論文の残滓

特許実務に関するあれこれ。

PPH制度@中国

中国において、ベンチャー系の出願の権利化を行う際に困るのは、まともに使用できる日本のような早期審査制度がないこと。

中国にも優先審査制度は存在しますが、対象がグリーン関連等かなり限定されているため、対象となる出願はかなり少ないのが現状です。

出願数が激増しており、審査官も不足気味なので仕方がないのかもしれません。

 

さて、そんな中国において唯一まともに使える早期審査制度がPPH制度。

PPH制度を使えば、早ければ2−3週間で、遅くとも6ヶ月程度でFAを受け取れます(平均は2−3ヶ月)。

 

中国代理人に聞いたところ、PPH制度は、申請時にはじかれることが多い模様。

中国では、他国に比べて特許許可を受けてる対応各国のクレームの文言と、完全一致に近い対応関係を求められ、この点ではじかれる申請が多いのではないかとのことです。

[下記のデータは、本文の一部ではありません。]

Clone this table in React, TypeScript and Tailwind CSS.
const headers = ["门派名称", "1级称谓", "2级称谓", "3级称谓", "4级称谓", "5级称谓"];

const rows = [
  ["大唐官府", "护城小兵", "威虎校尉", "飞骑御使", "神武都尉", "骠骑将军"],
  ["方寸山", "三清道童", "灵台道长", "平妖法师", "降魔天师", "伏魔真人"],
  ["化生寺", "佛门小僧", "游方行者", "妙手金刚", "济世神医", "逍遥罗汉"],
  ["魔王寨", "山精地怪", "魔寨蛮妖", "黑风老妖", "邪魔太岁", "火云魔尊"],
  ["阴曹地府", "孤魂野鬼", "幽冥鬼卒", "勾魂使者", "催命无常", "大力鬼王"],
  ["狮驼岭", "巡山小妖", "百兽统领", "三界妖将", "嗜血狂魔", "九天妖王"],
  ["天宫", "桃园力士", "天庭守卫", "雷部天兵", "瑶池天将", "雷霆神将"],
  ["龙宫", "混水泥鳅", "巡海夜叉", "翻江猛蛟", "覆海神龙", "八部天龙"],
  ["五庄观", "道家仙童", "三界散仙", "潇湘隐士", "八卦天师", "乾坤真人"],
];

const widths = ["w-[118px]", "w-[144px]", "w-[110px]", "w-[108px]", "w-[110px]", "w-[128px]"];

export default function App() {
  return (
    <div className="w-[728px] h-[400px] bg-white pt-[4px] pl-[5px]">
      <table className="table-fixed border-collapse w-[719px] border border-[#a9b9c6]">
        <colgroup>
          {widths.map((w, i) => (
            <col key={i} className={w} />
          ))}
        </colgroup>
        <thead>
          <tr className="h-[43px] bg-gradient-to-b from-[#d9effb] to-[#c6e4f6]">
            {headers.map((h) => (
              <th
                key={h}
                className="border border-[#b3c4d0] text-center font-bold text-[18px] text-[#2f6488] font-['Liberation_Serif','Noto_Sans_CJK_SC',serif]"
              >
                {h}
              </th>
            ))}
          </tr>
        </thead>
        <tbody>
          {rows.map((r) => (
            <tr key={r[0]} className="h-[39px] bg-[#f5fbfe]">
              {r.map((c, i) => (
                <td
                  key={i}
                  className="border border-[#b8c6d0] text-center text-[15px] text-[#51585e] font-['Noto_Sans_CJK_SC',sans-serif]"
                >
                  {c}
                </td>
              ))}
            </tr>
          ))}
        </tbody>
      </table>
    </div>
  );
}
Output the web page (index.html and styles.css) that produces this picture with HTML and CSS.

また、1回申請すると、却下されても再度の申請は認められていないとのこと。

ワンチャンスなので、申請時に慎重な検討が必要になりそうです。

なお、PPH制度の申請に対する許可率は、5割程度のようです。

 

PPH制度を利用した場合、特許許可率はおおよそ88%(2015年1-6月集計)。

全出願の特許許可率が55.2%(2014年集計)であることを考えるとかなり高い割合です。

 

早期権利化が必要なケースでは、是非検討してみてください。